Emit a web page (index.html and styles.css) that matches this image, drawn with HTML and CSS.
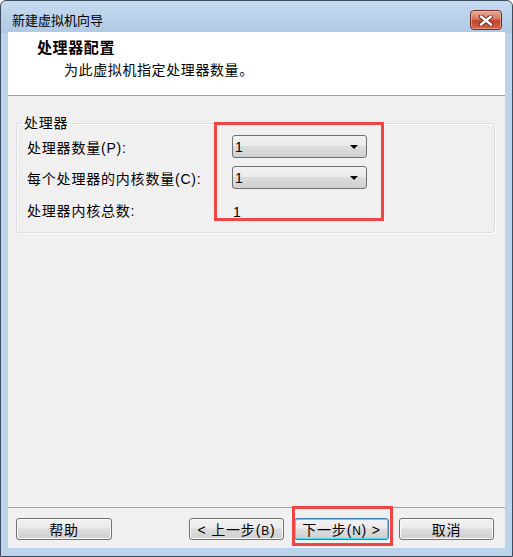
FILE: index.html
```html
<!DOCTYPE html>
<html lang="zh-CN">
<head>
    <meta charset="UTF-8">
    <meta name="viewport" content="width=device-width, initial-scale=1.0">
    <title>新建虚拟机向导</title>
    <link rel="stylesheet" href="styles.css">
</head>
<body>
    <div class="window">
        <div class="titlebar">
            <span class="caption">新建虚拟机向导</span>
            <button class="close" type="button" aria-label="关闭">
                <svg width="14" height="11" viewBox="0 0 14 11">
                    <path d="M2 1.5 L12 9.5 M12 1.5 L2 9.5" stroke="#5a2a22" stroke-width="4.2" stroke-linecap="round"/>
                    <path d="M2 1.5 L12 9.5 M12 1.5 L2 9.5" stroke="#ffffff" stroke-width="2.4" stroke-linecap="round"/>
                </svg>
            </button>
        </div>

        <div class="client">
            <div class="header">
                <div class="header-title">处理器配置</div>
                <div class="header-sub">为此虚拟机指定处理器数量。</div>
            </div>

            <div class="content">
                <fieldset class="group">
                    <legend>处理器</legend>
                    <div class="grid">
                        <label for="cpus">处理器数量(P):</label>
                        <div class="combo" id="cpus"><span>1</span><i class="arrow"></i></div>

                        <label for="cores">每个处理器的内核数量(C):</label>
                        <div class="combo" id="cores"><span>1</span><i class="arrow"></i></div>

                        <span>处理器内核总数:</span>
                        <span class="total">1</span>
                    </div>
                </fieldset>
            </div>

            <div class="footer">
                <button class="btn" type="button">帮助</button>
                <div class="spacer"></div>
                <button class="btn" type="button">&lt; 上一步(<u>B</u>)</button>
                <button class="btn default" type="button">下一步(<u>N</u>) &gt;</button>
                <button class="btn" type="button">取消</button>
            </div>
        </div>

        <!-- red annotation marks -->
        <div class="mark mark-combos"></div>
        <div class="mark mark-next"></div>
    </div>
</body>
</html>
```

FILE: styles.css
```css
body {
    margin: 0;
    font-family: "Liberation Sans", "Noto Sans CJK SC", sans-serif;
    font-size: 14px;
    color: #000;
    background: #fff;
}

.window {
    position: relative;
    width: 513px;
    height: 557px;
    box-sizing: border-box;
    border: 1px solid #3d4b5c;
    border-radius: 6px 6px 0 0;
    padding: 0 7px 8px 7px;
    background: linear-gradient(to bottom, #c6dbf0 0, #afc8e3 32px, #bcd3ec 33px, #bcd3ec 100%);
    display: flex;
    flex-direction: column;
}

.titlebar {
    height: 31px;
    display: flex;
    align-items: flex-start;
    justify-content: space-between;
    padding: 0 3px 0 4px;
}

.caption {
    font-size: 13px;
    line-height: 16px;
    margin-top: 12px;
    color: #000;
}

.close {
    margin-top: 9px;
    width: 32px;
    height: 20px;
    padding: 0;
    border: 1px solid #6e2f24;
    border-radius: 4px;
    background: linear-gradient(to bottom, #e8a896 0, #d8806a 40%, #c3452c 55%, #d0654b 100%);
    display: flex;
    align-items: center;
    justify-content: center;
    box-shadow: inset 0 0 0 1px rgba(255, 200, 190, 0.5);
}

.client {
    flex: 1;
    background: #f0f0f0;
    display: flex;
    flex-direction: column;
}

.header {
    height: 64px;
    box-sizing: border-box;
    background: #fff;
    border-bottom: 1px solid #a0a0a0;
    padding: 7px 0 0 29px;
}

.header-title {
    font-weight: bold;
    font-size: 15px;
    line-height: 18px;
    letter-spacing: 0.6px;
}

.header-sub {
    margin: 4px 0 0 27px;
    line-height: 18px;
    letter-spacing: 0.6px;
}

.content {
    flex: 1;
    padding: 19px 10px 0 8px;
}

.group {
    margin: 0;
    padding: 4px 0 9px 10px;
    border: 1px solid #d8dee3;
    border-radius: 3px;
    box-shadow: inset 1px 1px 0 #fff, 1px 1px 0 #fff;
}

.group legend {
    margin-left: -5px;
    padding: 0 2px;
    line-height: 16px;
    letter-spacing: 0.8px;
}

.grid {
    display: grid;
    grid-template-columns: 205px 135px;
    grid-template-rows: 23px 23px 26px;
    row-gap: 8px;
    align-items: center;
    letter-spacing: 0.8px;
}

.combo {
    height: 23px;
    box-sizing: border-box;
    border: 1px solid #707070;
    border-radius: 3px;
    background: linear-gradient(to bottom, #f2f2f2 0, #ebebeb 45%, #dddddd 50%, #cfcfcf 100%);
    display: flex;
    align-items: center;
    justify-content: space-between;
    padding: 0 8px 0 2px;
}

.arrow {
    width: 0;
    height: 0;
    border-left: 4px solid transparent;
    border-right: 4px solid transparent;
    border-top: 4px solid #000;
}

.total {
    padding-left: 1px;
    margin-top: 3px;
}

.footer {
    height: 41px;
    box-sizing: border-box;
    border-top: 1px solid #a0a0a0;
    padding: 10px 11px 0 8px;
    display: flex;
    align-items: flex-start;
    gap: 10px;
}

.spacer {
    flex: 1;
}

.btn {
    width: 95px;
    height: 22px;
    padding: 0;
    font-family: inherit;
    font-size: 14px;
    letter-spacing: 0.8px;
    border: 1px solid #707070;
    border-radius: 3px;
    background: linear-gradient(to bottom, #f2f2f2 0, #ebebeb 45%, #dddddd 50%, #cfcfcf 100%);
    box-shadow: inset 0 0 0 1px #fafafa;
    color: #000;
}

.btn:first-child {
    width: 96px;
}

.btn u {
    text-decoration: none;
    font-size: 12px;
}

.btn.default {
    border-color: #3c7fb1;
    box-shadow: inset 0 0 0 1px #48d8f8;
}

.mark {
    position: absolute;
    border: 3px solid #f04545;
    box-sizing: border-box;
}

.mark-combos {
    left: 213px;
    top: 121px;
    width: 170px;
    height: 99px;
}

.mark-next {
    left: 291px;
    top: 505px;
    width: 101px;
    height: 40px;
}
```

SET TASK:
Reproduce the whole listing word for word, setting aside any pictures.

REPLY:
Emit a web page (index.html and styles.css) that matches this image, drawn with HTML and CSS.
FILE: index.html
```html
<!DOCTYPE html>
<html lang="zh-CN">
<head>
    <meta charset="UTF-8">
    <meta name="viewport" content="width=device-width, initial-scale=1.0">
    <title>新建虚拟机向导</title>
    <link rel="stylesheet" href="styles.css">
</head>
<body>
    <div class="window">
        <div class="titlebar">
            <span class="caption">新建虚拟机向导</span>
            <button class="close" type="button" aria-label="关闭">
                <svg width="14" height="11" viewBox="0 0 14 11">
                    <path d="M2 1.5 L12 9.5 M12 1.5 L2 9.5" stroke="#5a2a22" stroke-width="4.2" stroke-linecap="round"/>
                    <path d="M2 1.5 L12 9.5 M12 1.5 L2 9.5" stroke="#ffffff" stroke-width="2.4" stroke-linecap="round"/>
                </svg>
            </button>
        </div>

        <div class="client">
            <div class="header">
                <div class="header-title">处理器配置</div>
                <div class="header-sub">为此虚拟机指定处理器数量。</div>
            </div>

            <div class="content">
                <fieldset class="group">
                    <legend>处理器</legend>
                    <div class="grid">
                        <label for="cpus">处理器数量(P):</label>
                        <div class="combo" id="cpus"><span>1</span><i class="arrow"></i></div>

                        <label for="cores">每个处理器的内核数量(C):</label>
                        <div class="combo" id="cores"><span>1</span><i class="arrow"></i></div>

                        <span>处理器内核总数:</span>
                        <span class="total">1</span>
                    </div>
                </fieldset>
            </div>

            <div class="footer">
                <button class="btn" type="button">帮助</button>
                <div class="spacer"></div>
                <button class="btn" type="button">&lt; 上一步(<u>B</u>)</button>
                <button class="btn default" type="button">下一步(<u>N</u>) &gt;</button>
                <button class="btn" type="button">取消</button>
            </div>
        </div>

        <!-- red annotation marks -->
        <div class="mark mark-combos"></div>
        <div class="mark mark-next"></div>
    </div>
</body>
</html>
```

FILE: styles.css
```css
body {
    margin: 0;
    font-family: "Liberation Sans", "Noto Sans CJK SC", sans-serif;
    font-size: 14px;
    color: #000;
    background: #fff;
}

.window {
    position: relative;
    width: 513px;
    height: 557px;
    box-sizing: border-box;
    border: 1px solid #3d4b5c;
    border-radius: 6px 6px 0 0;
    padding: 0 7px 8px 7px;
    background: linear-gradient(to bottom, #c6dbf0 0, #afc8e3 32px, #bcd3ec 33px, #bcd3ec 100%);
    display: flex;
    flex-direction: column;
}

.titlebar {
    height: 31px;
    display: flex;
    align-items: flex-start;
    justify-content: space-between;
    padding: 0 3px 0 4px;
}

.caption {
    font-size: 13px;
    line-height: 16px;
    margin-top: 12px;
    color: #000;
}

.close {
    margin-top: 9px;
    width: 32px;
    height: 20px;
    padding: 0;
    border: 1px solid #6e2f24;
    border-radius: 4px;
    background: linear-gradient(to bottom, #e8a896 0, #d8806a 40%, #c3452c 55%, #d0654b 100%);
    display: flex;
    align-items: center;
    justify-content: center;
    box-shadow: inset 0 0 0 1px rgba(255, 200, 190, 0.5);
}

.client {
    flex: 1;
    background: #f0f0f0;
    display: flex;
    flex-direction: column;
}

.header {
    height: 64px;
    box-sizing: border-box;
    background: #fff;
    border-bottom: 1px solid #a0a0a0;
    padding: 7px 0 0 29px;
}

.header-title {
    font-weight: bold;
    font-size: 15px;
    line-height: 18px;
    letter-spacing: 0.6px;
}

.header-sub {
    margin: 4px 0 0 27px;
    line-height: 18px;
    letter-spacing: 0.6px;
}

.content {
    flex: 1;
    padding: 19px 10px 0 8px;
}

.group {
    margin: 0;
    padding: 4px 0 9px 10px;
    border: 1px solid #d8dee3;
    border-radius: 3px;
    box-shadow: inset 1px 1px 0 #fff, 1px 1px 0 #fff;
}

.group legend {
    margin-left: -5px;
    padding: 0 2px;
    line-height: 16px;
    letter-spacing: 0.8px;
}

.grid {
    display: grid;
    grid-template-columns: 205px 135px;
    grid-template-rows: 23px 23px 26px;
    row-gap: 8px;
    align-items: center;
    letter-spacing: 0.8px;
}

.combo {
    height: 23px;
    box-sizing: border-box;
    border: 1px solid #707070;
    border-radius: 3px;
    background: linear-gradient(to bottom, #f2f2f2 0, #ebebeb 45%, #dddddd 50%, #cfcfcf 100%);
    display: flex;
    align-items: center;
    justify-content: space-between;
    padding: 0 8px 0 2px;
}

.arrow {
    width: 0;
    height: 0;
    border-left: 4px solid transparent;
    border-right: 4px solid transparent;
    border-top: 4px solid #000;
}

.total {
    padding-left: 1px;
    margin-top: 3px;
}

.footer {
    height: 41px;
    box-sizing: border-box;
    border-top: 1px solid #a0a0a0;
    padding: 10px 11px 0 8px;
    display: flex;
    align-items: flex-start;
    gap: 10px;
}

.spacer {
    flex: 1;
}

.btn {
    width: 95px;
    height: 22px;
    padding: 0;
    font-family: inherit;
    font-size: 14px;
    letter-spacing: 0.8px;
    border: 1px solid #707070;
    border-radius: 3px;
    background: linear-gradient(to bottom, #f2f2f2 0, #ebebeb 45%, #dddddd 50%, #cfcfcf 100%);
    box-shadow: inset 0 0 0 1px #fafafa;
    color: #000;
}

.btn:first-child {
    width: 96px;
}

.btn u {
    text-decoration: none;
    font-size: 12px;
}

.btn.default {
    border-color: #3c7fb1;
    box-shadow: inset 0 0 0 1px #48d8f8;
}

.mark {
    position: absolute;
    border: 3px solid #f04545;
    box-sizing: border-box;
}

.mark-combos {
    left: 213px;
    top: 121px;
    width: 170px;
    height: 99px;
}

.mark-next {
    left: 291px;
    top: 505px;
    width: 101px;
    height: 40px;
}
```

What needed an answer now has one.